Restate each entry word for word, leaving nothing out.

[Web page code records]
········

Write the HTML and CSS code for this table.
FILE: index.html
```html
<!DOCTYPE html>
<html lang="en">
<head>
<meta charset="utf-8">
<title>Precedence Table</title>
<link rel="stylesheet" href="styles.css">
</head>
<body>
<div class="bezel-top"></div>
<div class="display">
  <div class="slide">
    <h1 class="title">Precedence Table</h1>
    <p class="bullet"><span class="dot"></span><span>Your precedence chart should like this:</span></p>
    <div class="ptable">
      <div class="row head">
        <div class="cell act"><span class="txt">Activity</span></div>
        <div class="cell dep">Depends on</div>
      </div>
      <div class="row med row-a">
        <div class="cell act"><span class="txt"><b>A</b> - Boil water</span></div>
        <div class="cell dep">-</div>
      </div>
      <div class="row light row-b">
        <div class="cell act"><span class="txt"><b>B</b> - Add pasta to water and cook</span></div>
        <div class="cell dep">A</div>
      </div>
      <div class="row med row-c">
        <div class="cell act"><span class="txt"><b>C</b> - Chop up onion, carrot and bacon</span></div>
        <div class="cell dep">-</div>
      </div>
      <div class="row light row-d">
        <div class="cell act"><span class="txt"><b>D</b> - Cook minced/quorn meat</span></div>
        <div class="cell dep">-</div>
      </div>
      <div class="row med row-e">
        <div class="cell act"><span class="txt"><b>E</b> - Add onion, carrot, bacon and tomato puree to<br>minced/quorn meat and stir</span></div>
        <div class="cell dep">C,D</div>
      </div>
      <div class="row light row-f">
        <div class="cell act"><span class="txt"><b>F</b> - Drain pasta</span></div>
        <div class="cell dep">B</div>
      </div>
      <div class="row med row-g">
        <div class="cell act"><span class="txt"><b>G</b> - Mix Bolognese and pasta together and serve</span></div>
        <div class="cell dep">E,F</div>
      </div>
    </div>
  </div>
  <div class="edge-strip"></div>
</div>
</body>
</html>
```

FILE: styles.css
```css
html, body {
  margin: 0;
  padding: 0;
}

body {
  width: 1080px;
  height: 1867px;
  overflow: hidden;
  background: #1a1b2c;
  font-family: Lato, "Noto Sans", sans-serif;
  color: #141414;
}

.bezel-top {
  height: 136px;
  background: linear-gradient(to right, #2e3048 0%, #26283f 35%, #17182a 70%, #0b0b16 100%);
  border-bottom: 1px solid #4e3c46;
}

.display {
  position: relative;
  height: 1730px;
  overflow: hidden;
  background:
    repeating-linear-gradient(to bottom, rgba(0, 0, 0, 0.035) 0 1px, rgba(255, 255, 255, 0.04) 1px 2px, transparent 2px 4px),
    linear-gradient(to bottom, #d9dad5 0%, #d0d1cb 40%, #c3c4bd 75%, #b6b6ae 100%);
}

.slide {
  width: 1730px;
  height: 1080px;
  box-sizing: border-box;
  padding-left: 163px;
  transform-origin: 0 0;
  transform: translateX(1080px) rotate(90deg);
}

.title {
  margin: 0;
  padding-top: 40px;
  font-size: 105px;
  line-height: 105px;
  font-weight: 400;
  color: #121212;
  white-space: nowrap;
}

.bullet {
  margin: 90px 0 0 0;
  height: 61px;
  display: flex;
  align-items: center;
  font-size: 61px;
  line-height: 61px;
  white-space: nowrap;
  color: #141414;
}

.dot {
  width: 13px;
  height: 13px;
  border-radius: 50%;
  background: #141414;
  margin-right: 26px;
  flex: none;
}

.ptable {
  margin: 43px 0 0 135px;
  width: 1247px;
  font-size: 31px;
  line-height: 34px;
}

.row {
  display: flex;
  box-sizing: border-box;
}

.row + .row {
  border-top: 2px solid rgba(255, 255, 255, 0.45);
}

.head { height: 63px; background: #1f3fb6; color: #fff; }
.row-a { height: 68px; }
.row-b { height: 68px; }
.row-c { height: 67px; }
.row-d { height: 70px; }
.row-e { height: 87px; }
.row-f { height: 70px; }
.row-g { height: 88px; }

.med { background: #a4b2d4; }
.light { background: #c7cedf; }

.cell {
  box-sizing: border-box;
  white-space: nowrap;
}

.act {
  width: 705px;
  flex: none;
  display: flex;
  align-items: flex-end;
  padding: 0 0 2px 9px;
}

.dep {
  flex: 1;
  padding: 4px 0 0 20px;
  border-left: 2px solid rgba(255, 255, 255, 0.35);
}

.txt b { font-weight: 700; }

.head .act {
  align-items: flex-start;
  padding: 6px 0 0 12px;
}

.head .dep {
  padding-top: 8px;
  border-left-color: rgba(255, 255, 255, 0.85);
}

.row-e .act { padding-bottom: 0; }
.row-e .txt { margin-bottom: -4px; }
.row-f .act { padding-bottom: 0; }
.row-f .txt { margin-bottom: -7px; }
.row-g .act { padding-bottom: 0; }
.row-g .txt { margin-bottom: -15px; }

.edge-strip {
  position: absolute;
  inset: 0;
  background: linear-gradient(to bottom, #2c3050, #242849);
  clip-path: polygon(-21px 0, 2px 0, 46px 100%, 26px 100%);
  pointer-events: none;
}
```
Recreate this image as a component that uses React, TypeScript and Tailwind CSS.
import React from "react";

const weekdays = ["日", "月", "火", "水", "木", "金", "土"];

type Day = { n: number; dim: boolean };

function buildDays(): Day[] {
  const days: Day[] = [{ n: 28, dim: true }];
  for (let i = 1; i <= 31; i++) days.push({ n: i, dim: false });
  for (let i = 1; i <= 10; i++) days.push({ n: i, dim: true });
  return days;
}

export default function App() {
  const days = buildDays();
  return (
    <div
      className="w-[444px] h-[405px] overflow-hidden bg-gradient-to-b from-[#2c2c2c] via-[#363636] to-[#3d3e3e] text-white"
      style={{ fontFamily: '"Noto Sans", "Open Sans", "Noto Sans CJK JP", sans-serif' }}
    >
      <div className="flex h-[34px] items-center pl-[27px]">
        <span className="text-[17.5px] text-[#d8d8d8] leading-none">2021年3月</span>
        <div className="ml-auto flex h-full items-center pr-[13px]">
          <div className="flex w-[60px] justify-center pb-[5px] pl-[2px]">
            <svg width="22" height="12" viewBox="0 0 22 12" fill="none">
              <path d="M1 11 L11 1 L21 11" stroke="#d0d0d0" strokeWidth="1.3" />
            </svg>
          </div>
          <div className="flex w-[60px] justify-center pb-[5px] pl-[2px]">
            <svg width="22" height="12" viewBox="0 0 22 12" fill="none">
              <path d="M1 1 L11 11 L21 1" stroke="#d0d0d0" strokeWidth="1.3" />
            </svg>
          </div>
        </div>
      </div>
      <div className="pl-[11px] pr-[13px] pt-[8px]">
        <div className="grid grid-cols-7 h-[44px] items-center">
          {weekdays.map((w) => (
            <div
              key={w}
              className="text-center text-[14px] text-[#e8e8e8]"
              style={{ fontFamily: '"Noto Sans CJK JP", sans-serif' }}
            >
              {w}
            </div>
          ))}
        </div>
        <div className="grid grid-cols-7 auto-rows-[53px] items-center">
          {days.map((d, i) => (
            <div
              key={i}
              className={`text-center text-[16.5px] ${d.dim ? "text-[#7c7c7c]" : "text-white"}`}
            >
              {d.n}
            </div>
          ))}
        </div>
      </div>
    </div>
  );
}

········

* [Written answer]:
Write the HTML and CSS code for this table.
FILE: index.html
```html
<!DOCTYPE html>
<html lang="en">
<head>
<meta charset="utf-8">
<title>Precedence Table</title>
<link rel="stylesheet" href="styles.css">
</head>
<body>
<div class="bezel-top"></div>
<div class="display">
  <div class="slide">
    <h1 class="title">Precedence Table</h1>
    <p class="bullet"><span class="dot"></span><span>Your precedence chart should like this:</span></p>
    <div class="ptable">
      <div class="row head">
        <div class="cell act"><span class="txt">Activity</span></div>
        <div class="cell dep">Depends on</div>
      </div>
      <div class="row med row-a">
        <div class="cell act"><span class="txt"><b>A</b> - Boil water</span></div>
        <div class="cell dep">-</div>
      </div>
      <div class="row light row-b">
        <div class="cell act"><span class="txt"><b>B</b> - Add pasta to water and cook</span></div>
        <div class="cell dep">A</div>
      </div>
      <div class="row med row-c">
        <div class="cell act"><span class="txt"><b>C</b> - Chop up onion, carrot and bacon</span></div>
        <div class="cell dep">-</div>
      </div>
      <div class="row light row-d">
        <div class="cell act"><span class="txt"><b>D</b> - Cook minced/quorn meat</span></div>
        <div class="cell dep">-</div>
      </div>
      <div class="row med row-e">
        <div class="cell act"><span class="txt"><b>E</b> - Add onion, carrot, bacon and tomato puree to<br>minced/quorn meat and stir</span></div>
        <div class="cell dep">C,D</div>
      </div>
      <div class="row light row-f">
        <div class="cell act"><span class="txt"><b>F</b> - Drain pasta</span></div>
        <div class="cell dep">B</div>
      </div>
      <div class="row med row-g">
        <div class="cell act"><span class="txt"><b>G</b> - Mix Bolognese and pasta together and serve</span></div>
        <div class="cell dep">E,F</div>
      </div>
    </div>
  </div>
  <div class="edge-strip"></div>
</div>
</body>
</html>
```

FILE: styles.css
```css
html, body {
  margin: 0;
  padding: 0;
}

body {
  width: 1080px;
  height: 1867px;
  overflow: hidden;
  background: #1a1b2c;
  font-family: Lato, "Noto Sans", sans-serif;
  color: #141414;
}

.bezel-top {
  height: 136px;
  background: linear-gradient(to right, #2e3048 0%, #26283f 35%, #17182a 70%, #0b0b16 100%);
  border-bottom: 1px solid #4e3c46;
}

.display {
  position: relative;
  height: 1730px;
  overflow: hidden;
  background:
    repeating-linear-gradient(to bottom, rgba(0, 0, 0, 0.035) 0 1px, rgba(255, 255, 255, 0.04) 1px 2px, transparent 2px 4px),
    linear-gradient(to bottom, #d9dad5 0%, #d0d1cb 40%, #c3c4bd 75%, #b6b6ae 100%);
}

.slide {
  width: 1730px;
  height: 1080px;
  box-sizing: border-box;
  padding-left: 163px;
  transform-origin: 0 0;
  transform: translateX(1080px) rotate(90deg);
}

.title {
  margin: 0;
  padding-top: 40px;
  font-size: 105px;
  line-height: 105px;
  font-weight: 400;
  color: #121212;
  white-space: nowrap;
}

.bullet {
  margin: 90px 0 0 0;
  height: 61px;
  display: flex;
  align-items: center;
  font-size: 61px;
  line-height: 61px;
  white-space: nowrap;
  color: #141414;
}

.dot {
  width: 13px;
  height: 13px;
  border-radius: 50%;
  background: #141414;
  margin-right: 26px;
  flex: none;
}

.ptable {
  margin: 43px 0 0 135px;
  width: 1247px;
  font-size: 31px;
  line-height: 34px;
}

.row {
  display: flex;
  box-sizing: border-box;
}

.row + .row {
  border-top: 2px solid rgba(255, 255, 255, 0.45);
}

.head { height: 63px; background: #1f3fb6; color: #fff; }
.row-a { height: 68px; }
.row-b { height: 68px; }
.row-c { height: 67px; }
.row-d { height: 70px; }
.row-e { height: 87px; }
.row-f { height: 70px; }
.row-g { height: 88px; }

.med { background: #a4b2d4; }
.light { background: #c7cedf; }

.cell {
  box-sizing: border-box;
  white-space: nowrap;
}

.act {
  width: 705px;
  flex: none;
  display: flex;
  align-items: flex-end;
  padding: 0 0 2px 9px;
}

.dep {
  flex: 1;
  padding: 4px 0 0 20px;
  border-left: 2px solid rgba(255, 255, 255, 0.35);
}

.txt b { font-weight: 700; }

.head .act {
  align-items: flex-start;
  padding: 6px 0 0 12px;
}

.head .dep {
  padding-top: 8px;
  border-left-color: rgba(255, 255, 255, 0.85);
}

.row-e .act { padding-bottom: 0; }
.row-e .txt { margin-bottom: -4px; }
.row-f .act { padding-bottom: 0; }
.row-f .txt { margin-bottom: -7px; }
.row-g .act { padding-bottom: 0; }
.row-g .txt { margin-bottom: -15px; }

.edge-strip {
  position: absolute;
  inset: 0;
  background: linear-gradient(to bottom, #2c3050, #242849);
  clip-path: polygon(-21px 0, 2px 0, 46px 100%, 26px 100%);
  pointer-events: none;
}
```
Recreate this image as a component that uses React, TypeScript and Tailwind CSS.
import React from "react";

const weekdays = ["日", "月", "火", "水", "木", "金", "土"];

type Day = { n: number; dim: boolean };

function buildDays(): Day[] {
  const days: Day[] = [{ n: 28, dim: true }];
  for (let i = 1; i <= 31; i++) days.push({ n: i, dim: false });
  for (let i = 1; i <= 10; i++) days.push({ n: i, dim: true });
  return days;
}

export default function App() {
  const days = buildDays();
  return (
    <div
      className="w-[444px] h-[405px] overflow-hidden bg-gradient-to-b from-[#2c2c2c] via-[#363636] to-[#3d3e3e] text-white"
      style={{ fontFamily: '"Noto Sans", "Open Sans", "Noto Sans CJK JP", sans-serif' }}
    >
      <div className="flex h-[34px] items-center pl-[27px]">
        <span className="text-[17.5px] text-[#d8d8d8] leading-none">2021年3月</span>
        <div className="ml-auto flex h-full items-center pr-[13px]">
          <div className="flex w-[60px] justify-center pb-[5px] pl-[2px]">
            <svg width="22" height="12" viewBox="0 0 22 12" fill="none">
              <path d="M1 11 L11 1 L21 11" stroke="#d0d0d0" strokeWidth="1.3" />
            </svg>
          </div>
          <div className="flex w-[60px] justify-center pb-[5px] pl-[2px]">
            <svg width="22" height="12" viewBox="0 0 22 12" fill="none">
              <path d="M1 1 L11 11 L21 1" stroke="#d0d0d0" strokeWidth="1.3" />
            </svg>
          </div>
        </div>
      </div>
      <div className="pl-[11px] pr-[13px] pt-[8px]">
        <div className="grid grid-cols-7 h-[44px] items-center">
          {weekdays.map((w) => (
            <div
              key={w}
              className="text-center text-[14px] text-[#e8e8e8]"
              style={{ fontFamily: '"Noto Sans CJK JP", sans-serif' }}
            >
              {w}
            </div>
          ))}
        </div>
        <div className="grid grid-cols-7 auto-rows-[53px] items-center">
          {days.map((d, i) => (
            <div
              key={i}
              className={`text-center text-[16.5px] ${d.dim ? "text-[#7c7c7c]" : "text-white"}`}
            >
              {d.n}
            </div>
          ))}
        </div>
      </div>
    </div>
  );
}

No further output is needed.